Allergic rhinitis (AR) affects up to 30 percent of the adult population, yet symptomatic patients continue to engage in daily activities including driving. Previous research linked seasonal allergies to car accidents. Some studies have shown that AR can decrease cognitive functions, especially during longer-lasting tasks. Other reports suggest negative effects on psychomotor functions including driving, but the impact on driver performance was unclear. Now, a discovered that common seasonal allergy symptoms including watery eyes, sneezing, and fatigue can negatively affect driving ability. The results were comparable to having a blood-alcohol concentration nearing impaired levels.
New Traffic Safety Risk Factor
Investigators in the Netherlands conducted a study on subjects in their early 30s with documented grass and tree pollen allergies. During the off-season when they were symptom free, the researchers held four testing sessions on separate days. Treated subjects received antihistamines or steroid nasal sprays. The control group took placebo pills or sprays. After each treatment, subjects received grass and tree allergens or inactive placebos through nasal sprays to provoke allergy symptoms. Then all subjects took 60-minute driving tests in vehicles with cameras that recorded how often they veered toward the center lane. This standard deviation of lateral position (SDLP) technique is common in drunken driving assessments. Higher SDLP scores indicate greater impairments. Driving conditions were easy without distractions from bad weather, radios, or cellphones. During the last 15 minutes of driving, subjects took verbal memory tests. Car audio systems presented lists of words and asked them to recall as many as possible. The greatest deficit occurred in participants with allergic symptoms who’d received placebo treatments. SDLP scores for this group were comparable to driving with a blood-alcohol level of 0.03 percent, just under the legal limit of 0.05 percent in most countries. Antihistamine and nasal spray treatments reduced SDLP scores to nonsignificant levels. When engaging in the secondary memory task during driving, allergy sufferers’ performance deteriorated even further. The magnitude of impairment was relevant and comparable to a blood alcohol level of 0.05 percent. Treatment of AR symptoms with nasal spray improved these scores.
Treatment Is Vital
After the study, the research team concluded that untreated allergic rhinitis can reduce driving ability and put patients and others on the road at risk. Because drug therapy diminished this impairment, AR patients should take their allergy medications as prescribed to help control their condition and its dangerous complications. Order allergy medications like Nasonex Nasal Spray online for fast relief. It counteracts nasal passage inflammation while helping prevent and treat seasonal, as well as year-round allergy, symptoms including sneezing, congestion, runny nose, headaches, and sinus pain. The majority of seasonal allergy medications work best if you start using them before allergy season begins and your symptoms develop. This can prevent the release of histamine and other chemicals, stopping symptoms from developing or reducing their severity greatly. Be consistent with your allergy medication for best results.
Know Your Pollen Counts
The most common cause of seasonal allergic rhinitis throughout the year is airborne pollen. Your immune system overreacts to inhaled allergens by releasing histamine and chemical mediators that cause irritate your nose, throat, eyes, ears, skin, and roof of your mouth. The (NAB) provides accurate and reliable pollen and mold levels from approximately 80 counting stations throughout the United States. Select the station nearest you and click the “Go” button to access the most recent levels in your area.
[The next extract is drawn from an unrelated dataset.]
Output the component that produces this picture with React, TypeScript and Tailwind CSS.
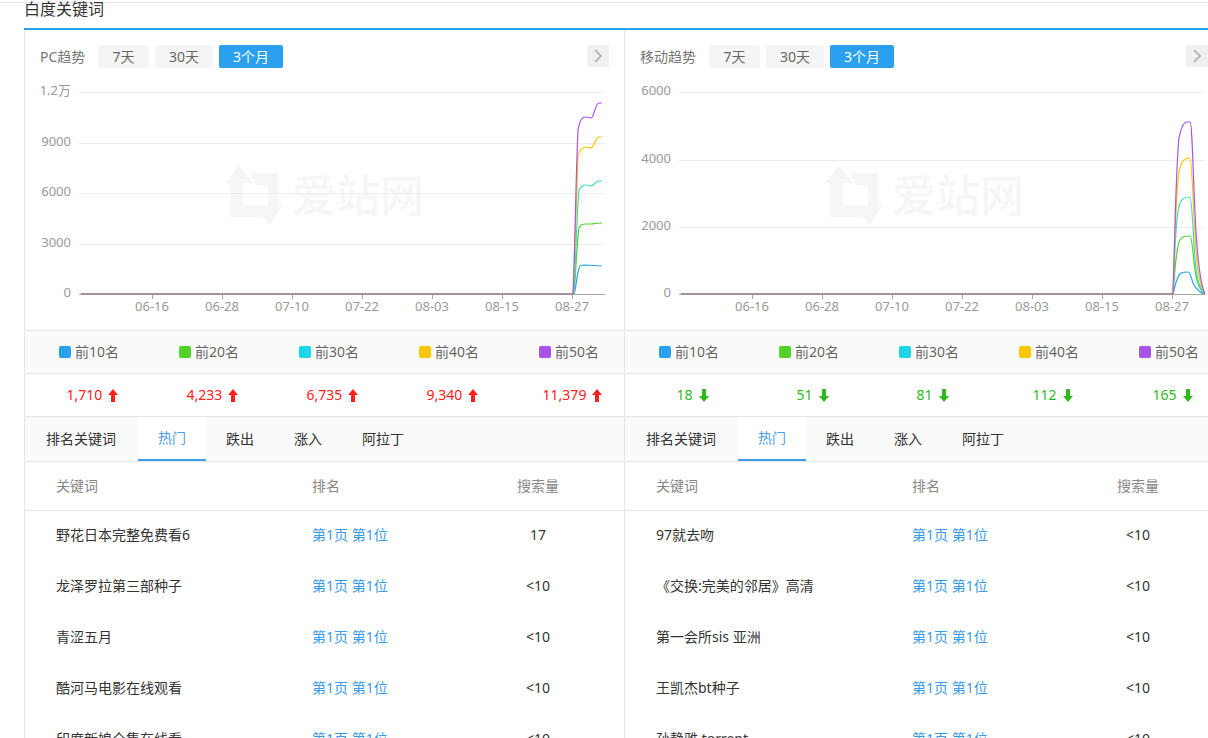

Surviving Seasonal Allergies
Following these allergist-recommended tips can help you overcome the aggravation of seasonal allergies.
Keep all windows closed in your home and car to avoid letting in pollen.
Set your air conditioners to re-circulate in your home and vehicle to avoid drawing in outside pollen-rich air.
Limit your outside exposure when pollen counts are the highest. Stay inside between 5 a.m. and 10 a.m. on warm and dry mornings, and throughout dry and windy days. The safest time for outdoor activities is immediately after a heavy rainfall.
Minimize contact with people, pets, and things that may bring pollen inside after spending excess time outdoors. Wipe down pets when they enter your home after being outside if you can’t avoid them.
Wear sunglasses to protect your eyes from pollen. In severe allergy cases, wear a facemask when daily pollen counts are extremely high.
Wash your face and hands after you’ve been outside to remove pollen.
Remove your work clothes and shoes as soon as you get home. Don’t drag allergens throughout your home, where they’ll continue to trigger your symptoms. Take off your shoes outside the door before entering. Throw your clothes in the hamper and change into something else.
Wash bed linens in hot, soapy water once a week.
Avoid line drying your clothes and bedding outdoors when your local pollen count is high.
Shower and shampoo your hair before going to bed to remove pollen and keep it off your bedding.
Gargling with salt water once or twice a day throughout allergy season can ease congestion and soothe a sore or scratchy throat.
Take symptoms seriously. If you feel lousy, rest, go to bed early, or take a sick day. Overexertion will only make you feel worse.